Crude oil snapped a five-day losing streak, gaining 0.3 percent to $71.82 a barrel in New York, as the dollar fell against the euro, bolstering speculative demand for commodities as a hedge against inflation.
Oil also gained from an 11-week low after the American Petroleum Institute said yesterday that commercially held crude stockpiles in the U.S., the world’s biggest oil-consuming nation, decreased for the third time in four weeks last week.
The cost of protecting Asia-Pacific corporate and sovereign bonds from default rose, according to traders of credit-default swaps.

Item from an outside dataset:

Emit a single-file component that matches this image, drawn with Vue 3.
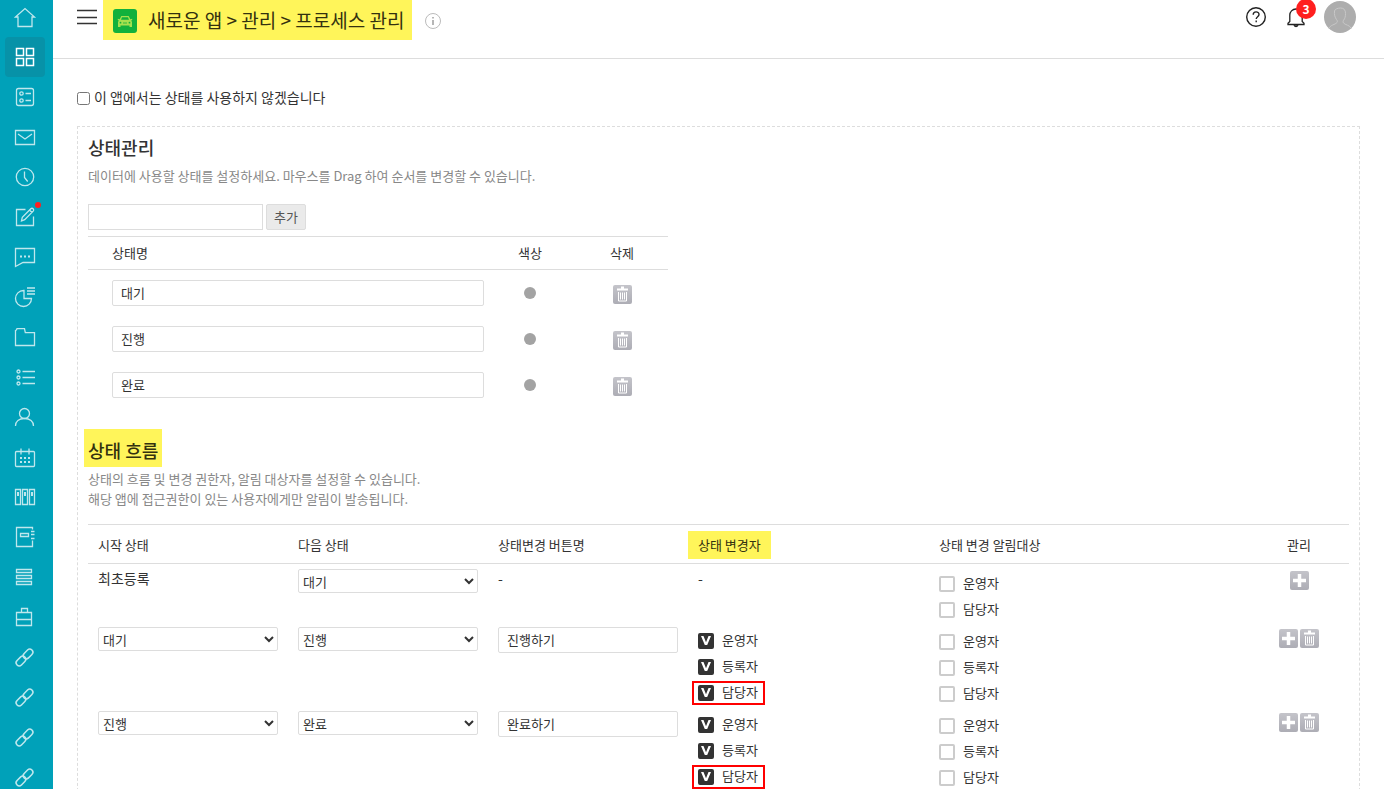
<script setup>
import { ref } from 'vue'

const navItems = [
  { name: '홈', icon: 'home' },
  { name: '앱', icon: 'grid', active: true },
  { name: '설문', icon: 'form' },
  { name: '메일', icon: 'mail' },
  { name: '근태', icon: 'clock' },
  { name: '전자결재', icon: 'edit', dot: true },
  { name: '메신저', icon: 'chat' },
  { name: '보고', icon: 'pie' },
  { name: '자료실', icon: 'folder' },
  { name: '할 일', icon: 'list' },
  { name: '주소록', icon: 'user' },
  { name: '캘린더', icon: 'calendar' },
  { name: '문서관리', icon: 'binders' },
  { name: '노트', icon: 'note' },
  { name: '게시판', icon: 'rows' },
  { name: '예약', icon: 'case' },
  { name: '링크 1', icon: 'link' },
  { name: '링크 2', icon: 'link' },
  { name: '링크 3', icon: 'link' },
  { name: '링크 4', icon: 'link' }
]

const icons = {
  home: '<path d="M2.5 12 12 3.500 21.500 12H19v9.500H5V12z"/>',
  grid: '<path d="M3.500 3.500h7v7h-7zM13.500 3.500h7v7h-7zM3.500 13.500h7v7h-7zM13.500 13.500h7v7h-7z"/>',
  form: '<rect x="3.500" y="3.500" width="17" height="17" rx="2"/><circle cx="8.500" cy="8.500" r="1.700"/><circle cx="8.500" cy="15.500" r="1.700"/><path d="M12.500 8.500H18M12.500 15.500H18"/>',
  mail: '<path d="M2.500 5.500h19v14h-19zM5 9l7 5 7-5"/>',
  clock: '<circle cx="12" cy="12" r="8.700"/><path d="M11.500 6.500v6l3.200 4"/>',
  edit: '<path d="M12.500 4.500h-9v16h17v-9M8.500 16l.8-3.800 8.500-8.500q1.200-1 2.300 0 1.200 1.200.1 2.400l-8.500 8.500zM16.500 5l2.500 2.500"/>',
  chat: '<path d="M2.500 3.500h19v14H10l-7.500 4z"/><path d="M7 11.500h2M11 11.500h2M15 11.500h2" stroke-width="2"/>',
  pie: '<path d="M10.500 5.500a8 8 0 1 0 8 8h-7.500v-8z"/><path d="M14 3h8M14 6h8M14 9h8" stroke-width="1.700"/>',
  folder: '<path d="M2.500 5.500q1-.3 1.500-1.800h7.500l.8 4h9.200v12.800h-19z"/>',
  list: '<circle cx="5.500" cy="6.500" r="1.500"/><circle cx="5.500" cy="12.500" r="1.500"/><circle cx="5.500" cy="18.500" r="1.500"/><path d="M9.500 6.500H22M9.500 12.500H22M9.500 18.500H22"/>',
  user: '<circle cx="11.500" cy="8.500" r="5"/><path d="M2.500 21c0-4.500 3.500-7.500 9-7.500s9 3 9 7.500"/>',
  calendar: '<rect x="2.500" y="6.500" width="19" height="15" rx="1"/><path d="M8 3.500v6M16 3.500v6"/><path d="M7 13h2M11 13h2M15 13h2M7 17h2M11 17h2M15 17h2" stroke-width="2"/>',
  binders: '<path d="M2.500 4.500h5v15h-5zM9.500 4.500h5v15h-5zM16.500 4.500h5v15h-5z"/><path d="M5 7v4M12 7v4M19 7v4" stroke-width="2"/>',
  note: '<path d="M19.500 4.500v-2h-16v19h16v-6M7.500 8.500h8v3h-8zM18 6.500h3.500M18 9.500h3.500M18 13.500h3.500"/>',
  rows: '<path d="M3.500 4.500h15v3h-15zM3.500 10.500h15v3h-15zM3.500 16.500h15v3h-15z"/>',
  case: '<path d="M3.500 7.500h15v13h-15zM8.500 7.500v-4h6v4M3.500 14.500h15"/>',
  link: '<g transform="rotate(-45 11.500 12.500)" stroke-width="1.500"><rect x="1" y="9.400" width="11" height="6.200" rx="3.100"/><rect x="11" y="9.400" width="11" height="6.200" rx="3.100"/></g>'
}

const disabled = ref(false)
const newState = ref('')
const states = ref(['대기', '진행', '완료'])

const group = (names, checked) => names.map((name) => ({ name, checked }))
const all = ['운영자', '등록자', '담당자']

const flows = ref([
  { first: true, from: '', to: '대기', action: '', actors: [], targets: group(['운영자', '담당자'], false) },
  { from: '대기', to: '진행', action: '진행하기', actors: group(all, true), targets: group(all, false) },
  { from: '진행', to: '완료', action: '완료하기', actors: group(all, true), targets: group(all, false) }
])

function addState() {
  const name = newState.value.trim()
  if (name) states.value.push(name)
  newState.value = ''
}
</script>

<template>
  <div class="app">
    <nav class="sidebar" aria-label="주 메뉴">
      <a
        v-for="(item, i) in navItems"
        :key="i"
        href="#"
        class="nav-item"
        :class="{ active: item.active }"
        :aria-label="item.name"
      >
        <svg viewBox="0 0 24 24" v-html="icons[item.icon]"></svg>
        <span v-if="item.dot" class="nav-dot"></span>
      </a>
    </nav>

    <div class="main">
      <header class="topbar">
        <button class="icon-btn menu" aria-label="메뉴">
          <svg width="20" height="16" viewBox="0 0 20 16"><path d="M0 1.500h20M0 8.500h20M0 14.500h20" stroke="#333" stroke-width="1.500" /></svg>
        </button>
        <h1 class="title">
          <svg class="app-icon" viewBox="0 0 24 24">
            <rect width="24" height="24" rx="3" fill="#12b13c" />
            <path d="M8.300 7h7.400l1.600 3.300 1.900-.6v1.300l-1 .6.800 1.400V18h-2.500v-1.500h-9V18H5v-5l.8-1.400-1-.6V9.700l1.900.6z" fill="#a5e04e" />
            <path d="M9 8.300h6l1 2.500H8z" fill="#12b13c" />
            <circle cx="7.500" cy="13.700" r=".9" fill="#12b13c" /><circle cx="16.500" cy="13.700" r=".9" fill="#12b13c" />
            <path d="M10 14h4" stroke="#12b13c" stroke-width=".8" />
          </svg>
          <span>새로운 앱 &gt; 관리 &gt; 프로세스 관리</span>
        </h1>
        <button class="icon-btn info" aria-label="정보">
          <svg width="16" height="16" viewBox="0 0 16 16"><circle cx="8" cy="8" r="7.500" fill="none" stroke="#bbb" /><path d="M8 7v5M8 4v1.500" stroke="#aaa" stroke-width="1.700" /></svg>
        </button>
        <div class="tools">
          <button class="icon-btn" aria-label="도움말">
            <svg width="22" height="22" viewBox="0 0 22 22" fill="none" stroke="#222" stroke-width="1.400"><circle cx="11" cy="11" r="9.300" /><path d="M8.200 8.800c0-3.800 5.800-3.800 5.800-.3 0 2.200-2.800 2.200-2.800 4.500M11.200 14.500v1.700" /></svg>
          </button>
          <button class="icon-btn bell" aria-label="알림 3개">
            <svg width="20" height="22" viewBox="0 0 20 22" fill="none" stroke="#222" stroke-width="1.300"><path d="M2 18.500h16v-1.300l-1.800-1.700V9c0-3-2.500-6-6.200-6S3.800 6 3.800 9v6.500L2 17.200z" /><path d="M8 19.200c.5 1.800 3.500 1.800 4 0" fill="#222" /></svg>
            <span class="badge">3</span>
          </button>
          <button class="icon-btn avatar" aria-label="내 프로필">
            <svg width="32" height="32" viewBox="0 0 32 32"><circle cx="16" cy="16" r="16" fill="#adadad" /><path d="M5 27.500c1.500-4 6-3.500 8-6 .6-1 .4-2-.5-3-1.500-2-2.500-5-2-8.500.4-2 3.500-3 6-3 3.500 0 5 2 5 5.500 0 3-.5 5-1.800 6.500-.7 1-.8 2-.2 3 1.500 2 6.500 2 7.800 5.500" fill="none" stroke="#c8c8c8" /></svg>
          </button>
        </div>
      </header>

      <main class="content">
        <label class="toggle"><input v-model="disabled" type="checkbox" />이 앱에서는 상태를 사용하지 않겠습니다</label>

        <div class="panel">
          <section>
            <h2>상태관리</h2>
            <p class="desc">데이터에 사용할 상태를 설정하세요. 마우스를 Drag 하여 순서를 변경할 수 있습니다.</p>
            <form class="adder" @submit.prevent="addState">
              <input v-model="newState" type="text" class="text new-state" aria-label="새 상태명" />
              <button class="add">추가</button>
            </form>
            <table class="states">
              <thead>
                <tr><th class="name">상태명</th><th>색상</th><th>삭제</th></tr>
              </thead>
              <tbody>
                <tr v-for="(s, i) in states" :key="i">
                  <td class="name"><input v-model="states[i]" type="text" class="text" aria-label="상태명" /></td>
                  <td><button class="color" aria-label="색상"></button></td>
                  <td>
                    <button class="tile" aria-label="삭제" @click="states.splice(i, 1)">
                      <svg viewBox="0 0 19 19"><path d="M4 4.500h11M8 2.500h3" /><path d="M5.500 7v9h8V7M7.500 7.500v7M9.500 7.500v7M11.500 7.500v7" stroke-width="1" /></svg>
                    </button>
                  </td>
                </tr>
              </tbody>
            </table>
          </section>

          <section class="flow">
            <h2 class="marked">상태 흐름</h2>
            <p class="desc">상태의 흐름 및 변경 권한자, 알림 대상자를 설정할 수 있습니다.<br />해당 앱에 접근권한이 있는 사용자에게만 알림이 발송됩니다.</p>
            <table class="flows">
              <colgroup>
                <col class="c-field" /><col class="c-field" /><col class="c-field" /><col class="c-actor" /><col /><col class="c-manage" />
              </colgroup>
              <thead>
                <tr>
                  <th>시작 상태</th>
                  <th>다음 상태</th>
                  <th>상태변경 버튼명</th>
                  <th class="mark-cell"><span class="mark">상태 변경자</span></th>
                  <th>상태 변경 알림대상</th>
                  <th class="manage">관리</th>
                </tr>
              </thead>
              <tbody>
                <tr v-for="(f, i) in flows" :key="i">
                  <td>
                    <div v-if="f.first" class="plain">최초등록</div>
                    <select v-else v-model="f.from" aria-label="시작 상태"><option v-for="s in states" :key="s">{{ s }}</option></select>
                  </td>
                  <td>
                    <select v-model="f.to" aria-label="다음 상태"><option v-for="s in states" :key="s">{{ s }}</option></select>
                  </td>
                  <td>
                    <div v-if="f.first" class="plain">-</div>
                    <input v-else v-model="f.action" type="text" class="text" aria-label="상태변경 버튼명" />
                  </td>
                  <td>
                    <div v-if="f.first" class="plain">-</div>
                    <div v-else class="checks actors">
                      <label v-for="a in f.actors" :key="a.name" class="check" :class="{ boxed: a.name === '담당자' }"><input v-model="a.checked" type="checkbox" />{{ a.name }}</label>
                    </div>
                  </td>
                  <td>
                    <div class="checks targets">
                      <label v-for="t in f.targets" :key="t.name" class="check"><input v-model="t.checked" type="checkbox" />{{ t.name }}</label>
                    </div>
                  </td>
                  <td class="manage">
                    <div class="tiles">
                      <button class="tile" aria-label="추가">
                        <svg viewBox="0 0 19 19"><path d="M9.500 3v13M3 9.500h13" stroke-width="3.500" /></svg>
                      </button>
                      <button v-if="!f.first" class="tile" aria-label="삭제">
                        <svg viewBox="0 0 19 19"><path d="M4 4.500h11M8 2.500h3" /><path d="M5.500 7v9h8V7M7.500 7.500v7M9.500 7.500v7M11.500 7.500v7" stroke-width="1" /></svg>
                      </button>
                    </div>
                  </td>
                </tr>
              </tbody>
            </table>
          </section>
        </div>
      </main>
    </div>
  </div>
</template>

<style>
body {
  margin: 0;
  overflow: hidden;
}
</style>

<style scoped>
.app {
  display: flex;
  height: 100vh;
  overflow: hidden;
  background: #fff;
  color: #333;
  font: 13px/20px "Noto Sans CJK KR", sans-serif;
}
.app *,
.app *::before,
.app *::after {
  box-sizing: border-box;
}
button,
input,
select {
  margin: 0;
  padding: 0;
  font: inherit;
  color: inherit;
}
h1,
h2,
p {
  margin: 0;
}

.sidebar {
  flex: none;
  width: 53px;
  overflow: hidden;
  background: #00a1b9;
}
.nav-item {
  position: relative;
  display: flex;
  align-items: center;
  justify-content: center;
  width: 40px;
  height: 40px;
  margin-left: 5px;
  border-radius: 4px;
}
.nav-item:first-child {
  margin-top: -3px;
}
.nav-item svg {
  width: 24px;
  height: 24px;
  fill: none;
  stroke: #fff;
  stroke-width: 1.3;
  opacity: 0.75;
}
.nav-item.active {
  background: #0792a8;
}
.nav-item.active svg {
  opacity: 1;
  stroke-width: 1.5;
}
.nav-dot {
  position: absolute;
  top: 5px;
  right: 4px;
  width: 6px;
  height: 6px;
  border-radius: 50%;
  background: #ff1f1f;
}

.main {
  flex: 1;
  min-width: 0;
}
.topbar {
  display: flex;
  align-items: flex-start;
  height: 59px;
  padding: 0 28px 0 24px;
  border-bottom: 1px solid #ddd;
}
.icon-btn {
  display: block;
  border: 0;
  background: none;
}
.icon-btn svg {
  display: block;
}
.menu {
  margin: 9px 6px 0 0;
}
.title {
  display: flex;
  align-items: center;
  gap: 11px;
  height: 40px;
  padding: 0 8px 0 10px;
  background: #fff55a;
  color: #33310f;
  font-size: 19px;
  font-weight: 400;
  white-space: nowrap;
}
.app-icon {
  width: 24px;
  height: 24px;
  margin-top: 2px;
}
.info {
  margin: 13px 0 0 13px;
}
.tools {
  display: flex;
  align-items: center;
  gap: 18px;
  height: 34px;
  margin-left: auto;
}
.bell {
  position: relative;
  margin: 0 0 0 1px;
}
.badge {
  position: absolute;
  top: -7px;
  right: -10px;
  width: 20px;
  height: 20px;
  border-radius: 50%;
  background: #ff1f1f;
  color: #fff;
  font-size: 12px;
  font-weight: 700;
}

.content {
  padding: 29px 24px 0;
}
.toggle {
  display: flex;
  align-items: flex-start;
  gap: 4px;
  margin-bottom: 20px;
  font-size: 14px;
  line-height: 18px;
}
.toggle input {
  width: 13px;
  height: 13px;
  margin-top: 4px;
}
.panel {
  padding: 10px;
  border: 1px dashed #ddd;
}
h2 {
  font-size: 18px;
  line-height: 20px;
  font-weight: 500;
}
.desc {
  margin-top: 9px;
  color: #888;
}
.text {
  display: block;
  width: 100%;
  height: 26px;
  padding: 0 8px 2px;
  border: 1px solid #ddd;
  border-radius: 2px;
  background: #fff;
}
.adder {
  display: flex;
  gap: 3px;
  margin: 18px 0 6px;
}
.new-state {
  width: 175px;
  border-radius: 0;
}
.add {
  width: 40px;
  height: 26px;
  border: 1px solid #ddd;
  border-radius: 2px;
  background: #eaeaea;
  color: #555;
}

table {
  border-collapse: separate;
  border-spacing: 0;
  table-layout: fixed;
}
th {
  padding: 0;
  border: solid #ddd;
  border-width: 1px 0;
  font-weight: 400;
}
.states {
  width: 580px;
}
.states th {
  width: 92px;
  height: 34px;
}
.states td {
  height: 46px;
  padding: 0;
  text-align: center;
}
.states .name {
  width: auto;
  padding-left: 24px;
  text-align: left;
}
.color {
  display: block;
  width: 12px;
  height: 12px;
  margin: 0 auto;
  border: 0;
  border-radius: 50%;
  background: #a3a3a3;
}
.tile {
  display: block;
  width: 19px;
  height: 19px;
  border: 0;
  border-radius: 2px;
  background: linear-gradient(#c4c4ca, #adadb5);
}
.tile svg {
  display: block;
  fill: none;
  stroke: #fff;
  stroke-width: 2;
}
.states .tile {
  margin: 2px auto 0;
}

.flow {
  margin-top: 21px;
}
.marked {
  width: max-content;
  margin-left: -4px;
  padding: 11px 4px 7px;
  background: #fff55a;
  color: #33310f;
}
.flow .desc {
  margin: 2px 0 15px;
}
.flows {
  width: 100%;
}
.c-field {
  width: 200px;
}
.c-actor {
  width: 241px;
}
.c-manage {
  width: 100px;
}
.flows th {
  height: 40px;
  padding: 2px 10px 0;
  text-align: left;
}
.flows th.mark-cell {
  padding: 2px 0 0;
}
.mark {
  display: inline-block;
  padding: 4px 10px;
  background: #fff55a;
  color: #33310f;
}
.flows td {
  padding: 5px 10px 0;
  vertical-align: top;
}
.plain {
  font-size: 14px;
  line-height: 18px;
}
select {
  display: block;
  width: 100%;
  height: 24px;
  border: 1px solid #ddd;
  border-radius: 2px;
  background: #fff;
}
.checks {
  display: flex;
  flex-direction: column;
  align-items: flex-start;
  gap: 10px;
  padding-bottom: 4px;
}
.actors {
  padding-top: 6px;
}
.targets {
  padding-top: 7px;
}
.check {
  position: relative;
  display: flex;
  align-items: flex-start;
  gap: 8px;
  line-height: 14px;
}
.check input {
  appearance: none;
  width: 16px;
  height: 16px;
  border: 2px solid #ccc;
  border-radius: 2px;
  background: #fff;
}
.check input:checked {
  padding: 1px;
  border-color: #333;
  background: #333;
}
.check input:checked::before {
  content: "";
  display: block;
  width: 10px;
  height: 9px;
  background: #fff;
  clip-path: polygon(0 0, 25% 0, 50% 70%, 75% 0, 100% 0, 62% 100%, 38% 100%);
}
.boxed::after {
  content: "";
  position: absolute;
  inset: -4px -7px -4px -6px;
  border: 2px solid #f00;
  pointer-events: none;
}
.flows .manage {
  padding-right: 0;
  padding-left: 0;
  text-align: center;
}
.tiles {
  display: flex;
  justify-content: center;
  gap: 2px;
  padding-top: 2px;
}
</style>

The Markit iTraxx Australia index increased 2 basis points to 126 basis points as of 10:26 a.m. in Sydney, the highest since July 20, according to Nomura Holdings Inc. and CMA. The Markit iTraxx Asia index of 50 investment-grade borrowers outside Japan rose 2 basis points to 130 basis points as of 8:12 a.m. in Hong Kong, the highest level since July 19, Credit Agricole CIB and CMA prices show.
The Markit iTraxx Japan index climbed 1 basis point to 115.5 as of 9:30 a.m. in Tokyo, the highest since Aug. 17, Morgan Stanley and CMA prices show.